Collapse resistance of composite framed-structures considering effects of slab boundary restraints

Abstract This paper analytically deals with the collapse resistance of composite framed-structures considering effects of slab boundary restraints. The collapse resistance of composite framed-structures due to different interior-edge (IE) column losses are investigated. The IE columns refer to the interior columns directly adjacent to the exterior columns, among which those nearest to corner columns are defined as interior-edge-corner (IEC) columns and the rests are interior-edge-intermediate (IEI) columns. The responses of main structural members including reinforced concrete slabs, steel beams and steel columns at large deflections are fully accounted for. The collapse resistance of composite framed-structures for a general interior (GI) column loss scenario has been previously studied. Three contributions to internal energy dissipations were considered, including the elongations of rebar and steel beams, the tensile force-induced additional bending moments, and the bending moments along yield lines of the slab. For IE column loss scenarios, however, besides the original three energy dissipations, contributions due to the deformation of the peripheral beams and edge columns are included. The detrimental effect of the lateral displacement at the top of edge columns on the energy dissipations due to the elongation of rebar and steel beams is also accounted for.
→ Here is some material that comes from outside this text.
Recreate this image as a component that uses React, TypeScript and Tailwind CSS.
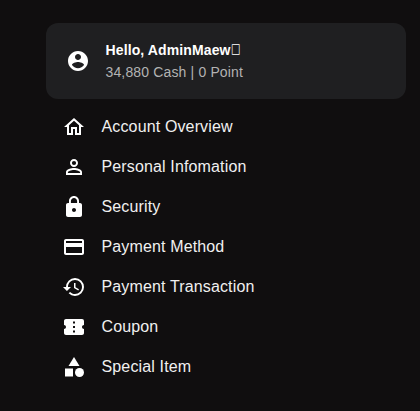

The reasonability and reliability of the analytical method are verified against validated numerical analyses. The resistance-displacement curves of structures due to IEI and IEC column losses are compared. It is confirmed that for the IEC column loss scenario, a structure has the least progressive collapse resistance due to its weakest boundary conditions. Due to the existence of the concrete slab, the differences between the progressive collapse resistance of structures for IEI and IEC column loss scenarios are mitigated.